I found the water again in a passage near the end of one of my favorite fantasy novels.


Could there be candle flames burning under the water? There could. I knew that, when I was in the ocean, and I even knew how. I understood it just as I understood Dark Matter, the material of the universe that makes up everything that must be there but we cannot find. I found myself thinking of an ocean running beneath the whole universe, like the dark seawater that laps beneath the wooden boards of an old pier: an ocean that stretches from forever to forever and is still small enough to fit inside a bucket, if you have Old Mrs.
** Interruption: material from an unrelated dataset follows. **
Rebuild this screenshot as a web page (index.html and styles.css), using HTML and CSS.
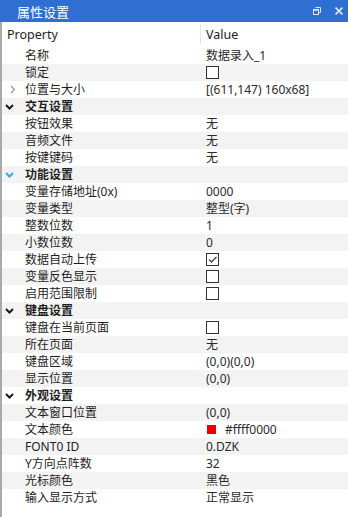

Hempstock to help you get it in there, and you ask nicely. —Neil Gaiman, The Ocean at the End of the Lane

Gaiman, it seems, has a sense of the ocean that surrounds and undergirds us; he knows how terrible it looks from the outside, how peaceful from within. Like the old preacher, he grasps the unnerving truth that the ocean is more our home than dry land, that we were made, so to speak, to breathe water.


I would like to close, Reader, by tossing you an anchor, but I cannot. I am drifting. The nature of my journey is as mysterious as these strange new surroundings. Don’t fear for me, though. I am not so much lost as I am exploring a Welcome more expansive than I ever dreamed possible. It is calling me out of my flimsy boat into the staggering embrace of home.